__WRITTEN TASK__.
Reproduce the listing below word for word, with no pictures.

__DATA EXTRACT__.
(begin)

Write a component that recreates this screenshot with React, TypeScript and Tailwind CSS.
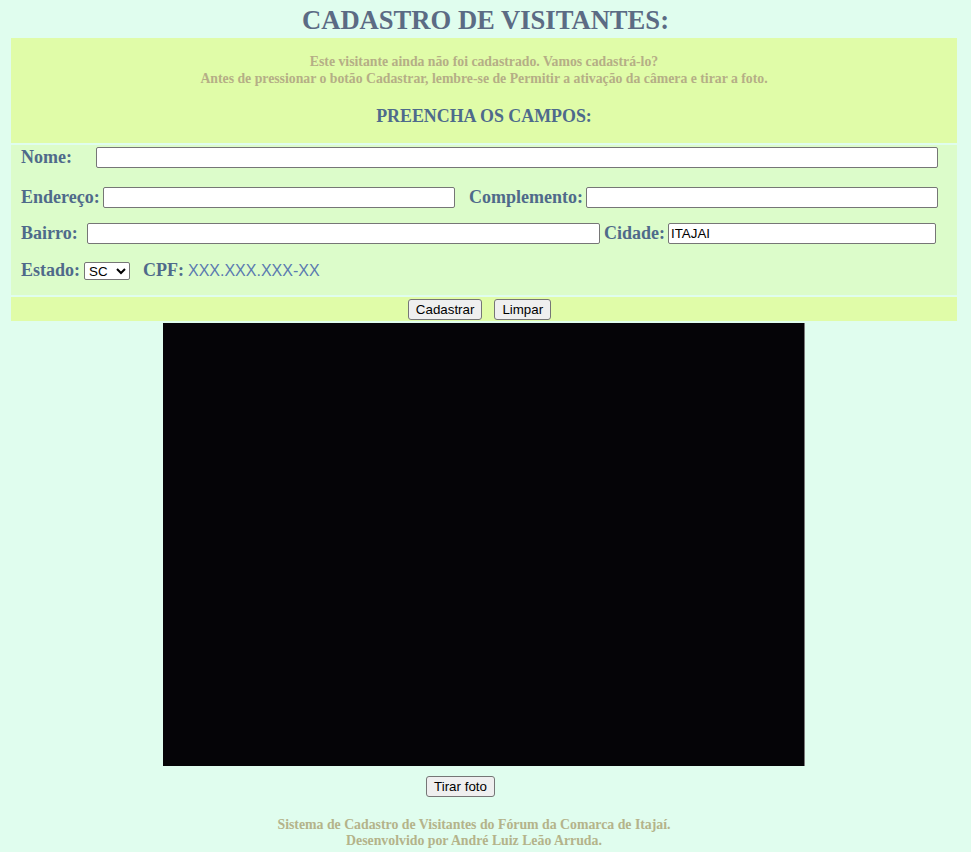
import React from "react";

const inputCls =
  "h-[21px] bg-white border border-[#767676] rounded-[2px] px-[2px] text-[13.33px] text-black font-['Liberation_Sans',Arial,sans-serif] outline-none";
const btnCls =
  "h-[21px] bg-[#efefef] border border-[#767676] rounded-[3px] px-[7px] text-[13.33px] leading-[19px] text-black font-['Liberation_Sans',Arial,sans-serif]";
const labelCls = "whitespace-nowrap text-[18px] leading-[21px] font-bold text-[#4f6a8a]";

export default function App() {
  return (
    <div className="min-h-[852px] w-[971px] bg-[#e0fdee] font-['Liberation_Serif','Times_New_Roman',serif]">
      <h1 className="h-[38px] pt-[5px] text-center text-[26.6px] font-bold leading-[30px] text-[#5b6b84]">
        CADASTRO DE VISITANTES:
      </h1>

      {/* aviso */}
      <div className="ml-[11px] h-[105px] w-[946px] bg-[#e0fca8] pt-[15px] text-center">
        <p className="text-[13.75px] font-bold leading-[17px] text-[#b5ae86]">
          Este visitante ainda não foi cadastrado. Vamos cadastrá-lo?
          <br />
          Antes de pressionar o botão Cadastrar, lembre-se de Permitir a ativação da câmera e tirar a foto.
        </p>
        <p className="mt-[18px] text-[17.9px] font-bold leading-[22px] text-[#4e6a8c]">PREENCHA OS CAMPOS:</p>
      </div>

      {/* campos */}
      <div className="ml-[11px] mt-[2px] h-[150px] w-[946px] bg-[#dcfcca] pl-[10px] pt-[2px]">
        <div className="flex items-center">
          <span className={`${labelCls} w-[75px]`}>Nome:</span>
          <input className={`${inputCls} w-[842px]`} />
        </div>
        <div className="mt-[19px] flex items-center">
          <span className={`${labelCls} w-[82px]`}>Endereço:</span>
          <input className={`${inputCls} w-[352px]`} />
          <span className={`${labelCls} ml-[14px] w-[117px]`}>Complemento:</span>
          <input className={`${inputCls} w-[352px]`} />
        </div>
        <div className="mt-[15px] flex items-center">
          <span className={`${labelCls} w-[66px]`}>Bairro:</span>
          <input className={`${inputCls} w-[513px]`} />
          <span className={`${labelCls} ml-[4px] w-[64px]`}>Cidade:</span>
          <input className={`${inputCls} w-[268px]`} defaultValue="ITAJAI" />
        </div>
        <div className="mt-[16px] flex items-center">
          <span className={`${labelCls} w-[63px]`}>Estado:</span>
          <select className="h-[18px] w-[46px] rounded-[2px] border border-[#767676] bg-white text-[13.33px] text-black font-['Liberation_Sans',Arial,sans-serif]">
            <option>SC</option>
          </select>
          <span className={`${labelCls} ml-[13px] mr-[4px]`}>CPF:</span>
          <span className="text-[16px] leading-[21px] text-[#5a7ab0] font-['Liberation_Sans',Arial,sans-serif]">XXX.XXX.XXX-XX</span>
        </div>
      </div>

      {/* botoes */}
      <div className="ml-[11px] mt-[2px] flex h-[24px] w-[946px] items-center justify-center gap-[12px] bg-[#e0fca8] pr-[9px]">
        <button className={btnCls}>Cadastrar</button>
        <button className={btnCls}>Limpar</button>
      </div>

      {/* camera */}
      <div className="ml-[163px] mt-[2px] h-[443px] w-[642px] border-r border-[#7a7a7a] bg-[#050407]" />

      <div className="mt-[10px] flex w-[921px] justify-center">
        <button className={btnCls}>Tirar foto</button>
      </div>

      <p className="mt-[20px] w-[948px] text-center text-[13.8px] font-bold leading-[16px] text-[#b4b38a]">
        Sistema de Cadastro de Visitantes do Fórum da Comarca de Itajaí.
        <br />
        Desenvolvido por André Luiz Leão Arruda.
      </p>
    </div>
  );
}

(end)

__SOLUTION__.
Write a component that recreates this screenshot with React, TypeScript and Tailwind CSS.
import React from "react";

const inputCls =
  "h-[21px] bg-white border border-[#767676] rounded-[2px] px-[2px] text-[13.33px] text-black font-['Liberation_Sans',Arial,sans-serif] outline-none";
const btnCls =
  "h-[21px] bg-[#efefef] border border-[#767676] rounded-[3px] px-[7px] text-[13.33px] leading-[19px] text-black font-['Liberation_Sans',Arial,sans-serif]";
const labelCls = "whitespace-nowrap text-[18px] leading-[21px] font-bold text-[#4f6a8a]";

export default function App() {
  return (
    <div className="min-h-[852px] w-[971px] bg-[#e0fdee] font-['Liberation_Serif','Times_New_Roman',serif]">
      <h1 className="h-[38px] pt-[5px] text-center text-[26.6px] font-bold leading-[30px] text-[#5b6b84]">
        CADASTRO DE VISITANTES:
      </h1>

      {/* aviso */}
      <div className="ml-[11px] h-[105px] w-[946px] bg-[#e0fca8] pt-[15px] text-center">
        <p className="text-[13.75px] font-bold leading-[17px] text-[#b5ae86]">
          Este visitante ainda não foi cadastrado. Vamos cadastrá-lo?
          <br />
          Antes de pressionar o botão Cadastrar, lembre-se de Permitir a ativação da câmera e tirar a foto.
        </p>
        <p className="mt-[18px] text-[17.9px] font-bold leading-[22px] text-[#4e6a8c]">PREENCHA OS CAMPOS:</p>
      </div>

      {/* campos */}
      <div className="ml-[11px] mt-[2px] h-[150px] w-[946px] bg-[#dcfcca] pl-[10px] pt-[2px]">
        <div className="flex items-center">
          <span className={`${labelCls} w-[75px]`}>Nome:</span>
          <input className={`${inputCls} w-[842px]`} />
        </div>
        <div className="mt-[19px] flex items-center">
          <span className={`${labelCls} w-[82px]`}>Endereço:</span>
          <input className={`${inputCls} w-[352px]`} />
          <span className={`${labelCls} ml-[14px] w-[117px]`}>Complemento:</span>
          <input className={`${inputCls} w-[352px]`} />
        </div>
        <div className="mt-[15px] flex items-center">
          <span className={`${labelCls} w-[66px]`}>Bairro:</span>
          <input className={`${inputCls} w-[513px]`} />
          <span className={`${labelCls} ml-[4px] w-[64px]`}>Cidade:</span>
          <input className={`${inputCls} w-[268px]`} defaultValue="ITAJAI" />
        </div>
        <div className="mt-[16px] flex items-center">
          <span className={`${labelCls} w-[63px]`}>Estado:</span>
          <select className="h-[18px] w-[46px] rounded-[2px] border border-[#767676] bg-white text-[13.33px] text-black font-['Liberation_Sans',Arial,sans-serif]">
            <option>SC</option>
          </select>
          <span className={`${labelCls} ml-[13px] mr-[4px]`}>CPF:</span>
          <span className="text-[16px] leading-[21px] text-[#5a7ab0] font-['Liberation_Sans',Arial,sans-serif]">XXX.XXX.XXX-XX</span>
        </div>
      </div>

      {/* botoes */}
      <div className="ml-[11px] mt-[2px] flex h-[24px] w-[946px] items-center justify-center gap-[12px] bg-[#e0fca8] pr-[9px]">
        <button className={btnCls}>Cadastrar</button>
        <button className={btnCls}>Limpar</button>
      </div>

      {/* camera */}
      <div className="ml-[163px] mt-[2px] h-[443px] w-[642px] border-r border-[#7a7a7a] bg-[#050407]" />

      <div className="mt-[10px] flex w-[921px] justify-center">
        <button className={btnCls}>Tirar foto</button>
      </div>

      <p className="mt-[20px] w-[948px] text-center text-[13.8px] font-bold leading-[16px] text-[#b4b38a]">
        Sistema de Cadastro de Visitantes do Fórum da Comarca de Itajaí.
        <br />
        Desenvolvido por André Luiz Leão Arruda.
      </p>
    </div>
  );
}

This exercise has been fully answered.